According to Steven Watson's research in his book Prepare for Saints: Gertrude Stein, Virgil Thomson, and the Mainstreaming of American Modernism, Van Vechten, who promoted many of the authors of the Harlem Renaissance (for example, he connected Langston Hughes to his first publisher), may or may not have been with Thomson when he had the epiphany about using a black cast, but clearly Van Vechten's influence had worked a certain magic on Thomson. Nonetheless, of the two stories offered about Thomson's epiphany (the other was by his long-time college friend Henry-Russell Hitchcock) both stories were told in the same way: that Thomson believed the black singers had the poise, dignity, self-composure lacking self-consciousness, and most important the resonant voices and clear enunciation needed to put across Stein's text.
As Fussell pointed out, Four Saints, unlike George Gershwin's Porgy and Bess, which premiered more than a year later (October 1935), was not about black life. By choosing a black cast against the advice of most of his friends and supporters, Thomson distinguished Four Saints from every other American opera in a way that is just coming into a time when the entire radicality of this work can be more appreciated.

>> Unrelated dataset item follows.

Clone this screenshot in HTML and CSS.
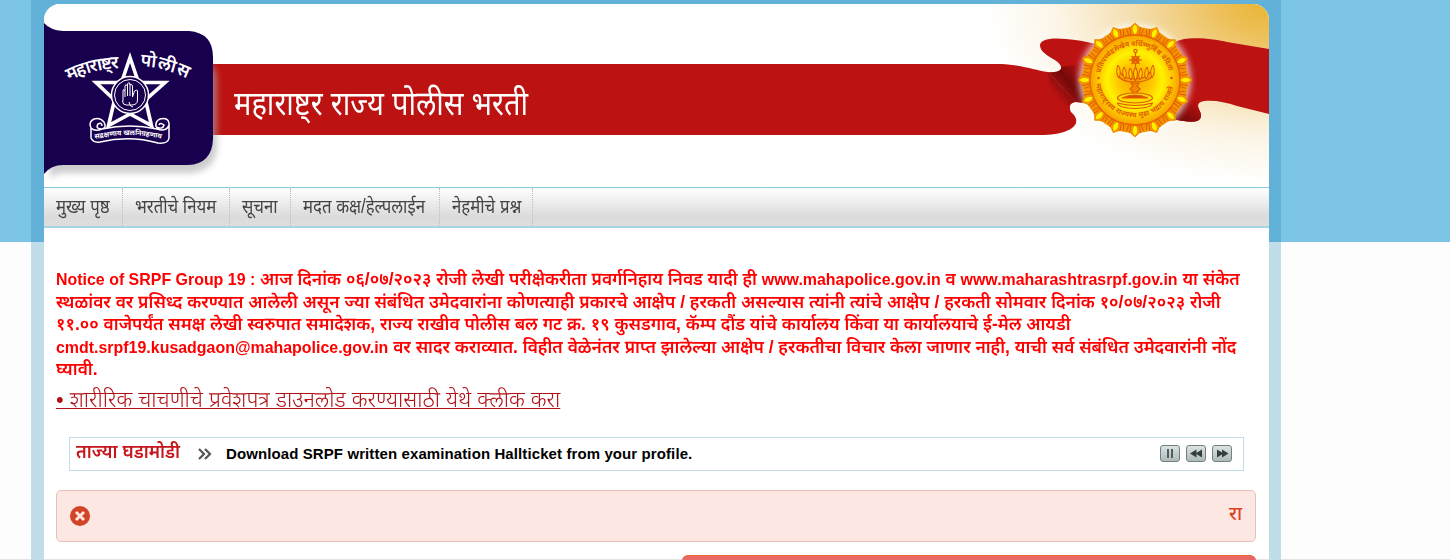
FILE: index.html
```html
<!DOCTYPE html>
<html lang="mr">
<head>
<title>महाराष्ट्र राज्य पोलीस भरती</title>
<meta charset="utf-8">
<link rel="stylesheet" href="styles.css">
</head>
<body>
<div class="wrapper">
	<div class="page">
		<div class="header">
			<svg class="banner" width="1225" height="183" viewBox="44 4 1225 183">
				<defs>
					<radialGradient id="gold" gradientUnits="userSpaceOnUse" cx="0" cy="0" r="1" gradientTransform="translate(1275 0) scale(290 185)">
						<stop offset="0" stop-color="#e9b22c"/>
						<stop offset=".2" stop-color="#edc05a"/>
						<stop offset=".5" stop-color="#f5dfb0"/>
						<stop offset=".75" stop-color="#fcf5e6"/>
						<stop offset="1" stop-color="#fff"/>
					</radialGradient>
					<linearGradient id="fold" gradientUnits="userSpaceOnUse" x1="1052" y1="93" x2="1083" y2="67">
						<stop offset="0" stop-color="#6b0808" stop-opacity="0"/>
						<stop offset=".5" stop-color="#6b0808" stop-opacity=".9"/>
						<stop offset="1" stop-color="#6b0808" stop-opacity="0"/>
					</linearGradient>
					<linearGradient id="fold2" gradientUnits="userSpaceOnUse" x1="1177" y1="122" x2="1192" y2="98">
						<stop offset="0" stop-color="#690707"/>
						<stop offset="1" stop-color="#bd1212"/>
					</linearGradient>
					<radialGradient id="sun">
						<stop offset="0" stop-color="#f7a400"/>
						<stop offset=".35" stop-color="#ffc400"/>
						<stop offset=".62" stop-color="#fff200"/>
						<stop offset=".8" stop-color="#ffcb00"/>
						<stop offset="1" stop-color="#f7a000"/>
					</radialGradient>
					<filter id="soft" x="-30%" y="-30%" width="160%" height="160%"><feGaussianBlur stdDeviation="3"/></filter>
					<g id="ray">
						<path d="M1124 38l2-9 4-2 5-4.500 5 4.500 4 2 2 9z" fill="#f39200"/>
						<path d="M1129.500 27l1.500 8M1140.500 27l-1.500 8M1126.500 29l3 8M1143.500 29l-3 8" stroke="#e05a00" stroke-width=".9"/>
						<path d="M1135 24q5.500 5 0 11.500q-5.500-6.500 0-11.500z" fill="#fff000" stroke="#ef7d00" stroke-width=".6"/>
					</g>
					<path id="arcLeft" d="M69 81Q92 69 122 68"/>
					<path id="arcRight" d="M140 66Q164 67 190 80"/>
					<path id="scroll" d="M95 139Q129 131 163 139"/>
					<path id="sealTop" d="M1100.500 73A35.500 35.500 0 0 1 1169.500 73"/>
					<path id="sealBottom" d="M1096 84A39.500 39.500 0 0 0 1174 84"/>
				</defs>
				<rect x="44" y="4" width="1225" height="183" fill="#fff"/>
				<rect x="980" y="4" width="289" height="183" fill="url(#gold)"/>

				<!-- ribbon -->
				<path d="M1040 45C1041 38 1056 38 1066 39Q1080 40 1096 44V105L1076 102L1048 72C1058 73 1062 70 1061 67C1060 59 1040 56 1040 45Z" fill="#bd1212"/>
				<path d="M200 64H1001C1024 65 1034 70 1048 72L1076 102C1069 103 1069 108 1071 112C1085 124 1070 135 1040 135H200Z" fill="#bd1212"/>
				<path d="M1048 72C1058 73 1062 70 1061 67L1092 62V104L1076 102Q1066 104 1070 110L1050 92Z" fill="url(#fold)"/>
				<path d="M1174 43C1184 35 1215 39 1227 42L1269 49V114L1237 106C1225 102 1215 100 1204 101C1193 103 1201 110 1201 115C1201 125 1188 122 1165 118Z" fill="#bd1212"/>
				<path d="M1160 117L1183 96L1202 101C1193 104 1201 110 1201 115C1201 125 1188 122 1160 117Z" fill="url(#fold2)"/>

				<!-- state seal -->
				<circle cx="1135" cy="80" r="56" fill="#fff" opacity=".7" filter="url(#soft)"/>
				<circle cx="1135" cy="80" r="49" fill="none" stroke="#f59a00" stroke-width="8"/>
				<g>
					<use href="#ray"/>
					<use href="#ray" transform="rotate(22.500 1135 80)"/>
					<use href="#ray" transform="rotate(45 1135 80)"/>
					<use href="#ray" transform="rotate(67.500 1135 80)"/>
					<use href="#ray" transform="rotate(90 1135 80)"/>
					<use href="#ray" transform="rotate(112.500 1135 80)"/>
					<use href="#ray" transform="rotate(135 1135 80)"/>
					<use href="#ray" transform="rotate(157.500 1135 80)"/>
					<use href="#ray" transform="rotate(180 1135 80)"/>
					<use href="#ray" transform="rotate(202.500 1135 80)"/>
					<use href="#ray" transform="rotate(225 1135 80)"/>
					<use href="#ray" transform="rotate(247.500 1135 80)"/>
					<use href="#ray" transform="rotate(270 1135 80)"/>
					<use href="#ray" transform="rotate(292.500 1135 80)"/>
					<use href="#ray" transform="rotate(315 1135 80)"/>
					<use href="#ray" transform="rotate(337.500 1135 80)"/>
				</g>
				<circle cx="1135" cy="80" r="45" fill="url(#sun)" stroke="#e86400" stroke-width="1.300"/>
				<text class="seal-text"><textPath href="#sealTop" textLength="92">प्रतिपच्चंद्रलेखेव वर्धिष्णुर्विश्व वंदिता</textPath></text>
				<text class="seal-text"><textPath href="#sealBottom" textLength="108">महाराष्ट्रस्य राज्यस्य मुद्रा भद्राय राजते</textPath></text>
				<circle cx="1098.500" cy="78" r="1.200" fill="#d95000"/>
				<circle cx="1171.500" cy="78" r="1.200" fill="#d95000"/>
				<g fill="none" stroke="#e05a00" stroke-width="1.200">
					<circle cx="1135.500" cy="51" r="1.600"/>
					<path d="M1135.500 53V66"/>
					<circle cx="1135.500" cy="60" r="3.500" fill="#f08a00"/>
					<path d="M1129 60H1142M1131.500 56L1139.500 64M1139.500 56L1131.500 64"/>
					<path d="M1117 74Q1120 82 1135 82T1154 74L1150 72Q1146 79 1135 79T1120 72Z" fill="#f5a600"/>
					<path d="M1118 65q-3 7 1 13q3-7-1-13zM1124 67q-3 6 1 12q3-6-1-12zM1130 68q-3 6 1 12q3-6-1-12zM1141 68q3 6-1 12q-3-6 1-12zM1147 67q3 6-1 12q-3-6 1-12zM1153 65q3 7-1 13q-3-7 1-13z" fill="#fc0" stroke-width="1"/>
					<path d="M1135.500 67q-4 7 0 14q4-7 0-14z" fill="#fc0"/>
					<path d="M1131 83h8l-2 3 3 3-3 3 2 5h-8l2-5-3-3 3-3z" fill="#f28a00"/>
					<ellipse cx="1135" cy="98" rx="17.500" ry="5" fill="#fd0"/>
					<path d="M1122 98q13-6 26 0z" fill="#d95000"/>
					<path d="M1117.500 103q17.500 5 35 0q-1 5-17.500 5.500q-16.500-.5-17.500-5.500z" fill="#fe0"/>
				</g>

				<!-- police badge -->
				<path d="M50 60H199Q217 62 217 80V146Q216 170 192 173H66Q56 173 50 178Z" fill="#aaa" opacity=".6" filter="url(#soft)"/>
				<path d="M44 23Q50 30 63 31H189Q213 33 213 57V139Q212 164 188 165H63Q51 165 44 174Z" fill="#19004f"/>
				<g fill="none" stroke="#fff">
					<path d="M130 57.500L138.500 82.500H165L145.500 100L151.500 125.500L130 114L108.500 125.500L114.500 100L96 82.500H121.500Z" stroke-width="3.600"/>
					<circle cx="130" cy="95" r="18.500" fill="#19004f" stroke-width="1.500"/>
					<circle cx="130" cy="95" r="15.500" stroke-width="1"/>
					<path d="M123 101V91q0-3 2 0V86q1-3 2.500 0V84q1.500-3 2.500 0V85q1.500-2 2.500 1V97l2-6q3-2 3 0v9q0 5-6 5h-5q-4 0-4-4zM125 91v6M127.500 86v10M130 84v12M132.500 86v10M129 102q1 5 4 5" stroke-width="1"/>
					<path d="M104 122Q100 117 94 119Q88 122 91 128V138Q93 143 100 142Q130 135 158 143Q168 144 169 138V123Q168 117 160 119Q155 121 156 127M91 128Q95 132 102 129Q130 123 157 129Q167 132 169 125M104 122q3 6-2 7q-7 0-4-5q4-2 4 2M156 127q7 3 8-2q-4-3-5 0" stroke-width="1.500"/>
				</g>
				<text class="badge-text"><textPath href="#arcLeft" textLength="52">महाराष्ट्र</textPath></text>
				<text class="badge-text"><textPath href="#arcRight" textLength="49">पोलीस</textPath></text>
				<text class="badge-motto"><textPath href="#scroll" textLength="67">सद्रक्षणाय खलनिग्रहणाय</textPath></text>
			</svg>
			<h1>महाराष्ट्र राज्य पोलीस भरती</h1>
		</div>
		<ul class="menu">
			<li><a>मुख्य पृष्ठ</a></li>
			<li><a>भरतीचे नियम</a></li>
			<li><a>सूचना</a></li>
			<li><a>मदत कक्ष/हेल्पलाईन</a></li>
			<li><a>नेहमीचे प्रश्न</a></li>
		</ul>
		<div class="content">
			<p class="notice">
				<span><i>Notice of SRPF Group 19 :</i> आज दिनांक ०६/०७/२०२३ रोजी लेखी परीक्षेकरीता प्रवर्गनिहाय निवड यादी ही <i>www.mahapolice.gov.in</i> व <i>www.maharashtrasrpf.gov.in</i> या संकेत</span>
				<span>स्थळांवर वर प्रसिध्द करण्यात आलेली असून ज्या संबंधित उमेदवारांना कोणत्याही प्रकारचे आक्षेप / हरकती असल्यास त्यांनी त्यांचे आक्षेप / हरकती सोमवार दिनांक १०/०७/२०२३ रोजी</span>
				<span>११.०० वाजेपर्यंत समक्ष लेखी स्वरुपात समादेशक, राज्य राखीव पोलीस बल गट क्र. १९ कुसडगाव, कॅम्प दौंड यांचे कार्यालय किंवा या कार्यालयाचे ई-मेल आयडी</span>
				<span><i>cmdt.srpf19.kusadgaon@mahapolice.gov.in</i> वर सादर कराव्यात. विहीत वेळेनंतर प्राप्त झालेल्या आक्षेप / हरकतीचा विचार केला जाणार नाही, याची सर्व संबंधित उमेदवारांनी नोंद</span>
				<span>घ्यावी.</span>
			</p>
			<a class="download">• शारीरिक चाचणीचे प्रवेशपत्र डाउनलोड करण्यासाठी येथे क्लीक करा</a>
			<div class="ticker">
				<b class="ticker-title">ताज्या घडामोडी</b>
				<svg class="arrows" width="14" height="12" viewBox="0 0 14 12"><path d="M1 1l5 5-5 5M7 1l5 5-5 5" fill="none" stroke="#555" stroke-width="2.200"/></svg>
				<b class="ticker-text">Download SRPF written examination Hallticket from your profile.</b>
				<div class="controls">
					<i><svg width="18" height="15" viewBox="0 0 18 15"><path d="M7 3v9M11 3v9" stroke="#555e5e" stroke-width="2"/></svg></i>
					<i><svg width="18" height="15" viewBox="0 0 18 15"><path d="M9.500 3.500v8l-6.500-4zM15 3.500v8l-6.500-4z" fill="#343e3e"/></svg></i>
					<i><svg width="18" height="15" viewBox="0 0 18 15"><path d="M4 3.500v8l6.500-4zM9 3.500v8l6.500-4z" fill="#343e3e"/></svg></i>
				</div>
			</div>
			<div class="error">
				<svg width="20" height="20" viewBox="0 0 20 20"><circle cx="10" cy="10" r="10" fill="#d14427"/><path d="M6 6l8 8M14 6l-8 8" stroke="#fde5e0" stroke-width="3"/></svg>
				<div class="marquee">रा</div>
			</div>
			<div class="login"></div>
		</div>
	</div>
</div>
</body>
</html>
```
FILE: styles.css
```css
body {
	margin: 0;
	height: 560px;
	overflow: hidden;
	font-family: "Liberation Sans", "Noto Sans Devanagari", "Noto Sans", sans-serif;
	background: linear-gradient(#7cc5e6 242px, #fdfdfd 242px, #fdfdfd 559px, #e4e4e4 559px);
}
.wrapper {
	box-sizing: border-box;
	width: 1250px;
	height: 560px;
	margin-left: 31px;
	padding: 4px 12px 0 13px;
	background: linear-gradient(#62b1d8 242px, #c1dde9 242px);
}
.page {
	height: 556px;
	overflow: hidden;
	background: linear-gradient(#fff 555px, #e4e4e4 555px);
	border-radius: 16px 16px 0 0;
}
.header {
	position: relative;
	height: 183px;
}
.banner {
	display: block;
}
.header h1 {
	position: absolute;
	left: 190px;
	top: 77px;
	margin: 0;
	color: #fff;
	font-size: 34px;
	font-weight: 400;
	line-height: 44px;
	white-space: nowrap;
	transform: scaleX(.856);
	transform-origin: left;
}
.seal-text {
	font-size: 7px;
	font-weight: bold;
	fill: #e06000;
}
.badge-text {
	font-size: 18px;
	font-weight: 600;
	fill: #fff;
}
.badge-motto {
	font-size: 7px;
	font-weight: bold;
	fill: #fff;
}
.menu {
	box-sizing: border-box;
	display: flex;
	height: 41px;
	margin: 0;
	padding: 0;
	list-style: none;
	border-top: 1px solid #8cc8e2;
	border-bottom: 2px solid #a8d4e6;
	background: linear-gradient(#fff, #dbdbdb 75%, #dedede);
}
.menu li {
	box-sizing: border-box;
	width: 79px;
	padding: 0 0 0 12px;
	color: #444;
	font-size: 19.5px;
	line-height: 37px;
	white-space: nowrap;
	border-right: 1px dotted #bbb;
}
.menu li:nth-child(2) {
	width: 107px;
}
.menu li:nth-child(3) {
	width: 61px;
}
.menu li:nth-child(4) {
	width: 149px;
}
.menu li:nth-child(5) {
	width: 93px;
}
.menu a {
	display: block;
	width: max-content;
	transform: scaleX(.86);
	transform-origin: left;
}
.content {
	padding: 40px 13px 0 12px;
}
.notice {
	margin: 0;
	color: red;
	font-size: 18px;
	font-weight: 600;
	line-height: 22.5px;
}
.notice span {
	display: block;
	width: max-content;
	height: 22.5px;
	white-space: nowrap;
	transform: scaleX(.966);
	transform-origin: left;
}
.notice i {
	font-size: 16.5px;
	font-style: normal;
	line-height: 1;
}
.download {
	display: block;
	width: max-content;
	margin-top: 5px;
	color: #b11116;
	font-size: 22px;
	font-weight: 300;
	line-height: 28px;
	text-decoration: underline;
	text-decoration-thickness: 1px;
	white-space: nowrap;
	transform: scaleX(.988);
	transform-origin: left;
}
.ticker {
	box-sizing: border-box;
	display: flex;
	align-items: center;
	width: 1175px;
	height: 34px;
	margin: 23px 0 0 13px;
	padding: 0 11px 0 6px;
	border: 1px solid #c1dde9;
}
.ticker-title {
	width: 122px;
	color: #c4161c;
	font-size: 19px;
	font-weight: 600;
	white-space: nowrap;
	transform: scaleX(.94);
	transform-origin: left;
}
.arrows {
	margin-right: 14px;
}
.ticker-text {
	color: #000;
	font-size: 15px;
	letter-spacing: .1px;
	white-space: nowrap;
}
.controls {
	display: flex;
	gap: 6px;
	margin-left: auto;
}
.controls i {
	width: 18px;
	height: 15px;
	border: 1px solid #748080;
	border-radius: 3px;
	background: linear-gradient(#dbe3e3, #aebaba);
}
.controls svg {
	display: block;
}
.error {
	box-sizing: border-box;
	display: flex;
	align-items: center;
	justify-content: space-between;
	height: 52px;
	margin-top: 19px;
	padding: 0 13px;
	border: 1px solid #e8bfba;
	border-radius: 5px;
	background: #fde7e2;
}
.marquee {
	color: #d9441f;
	font-size: 19px;
	font-weight: 500;
	white-space: nowrap;
}
.login {
	box-sizing: border-box;
	width: 574px;
	height: 30px;
	margin: 13px 0 0 auto;
	border-top: 1px solid #ee6536;
	border-radius: 6px 6px 0 0;
	background: #e86866;
}
```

The Steiny Road Poet who saw the Robert Wilson production of Four Saints in the Lincoln Center Festival expects to learn a lot more about this opera when she participates in the CUNY 75th anniversary celebration of this seminal opera and sees the production Nancy Rhodes is currently working on. For those wishing to get a good understanding of Four Saints, the Poet recommends "St. Gertrude," an essay in Bonnie Marranca's book Ecologies of Theater.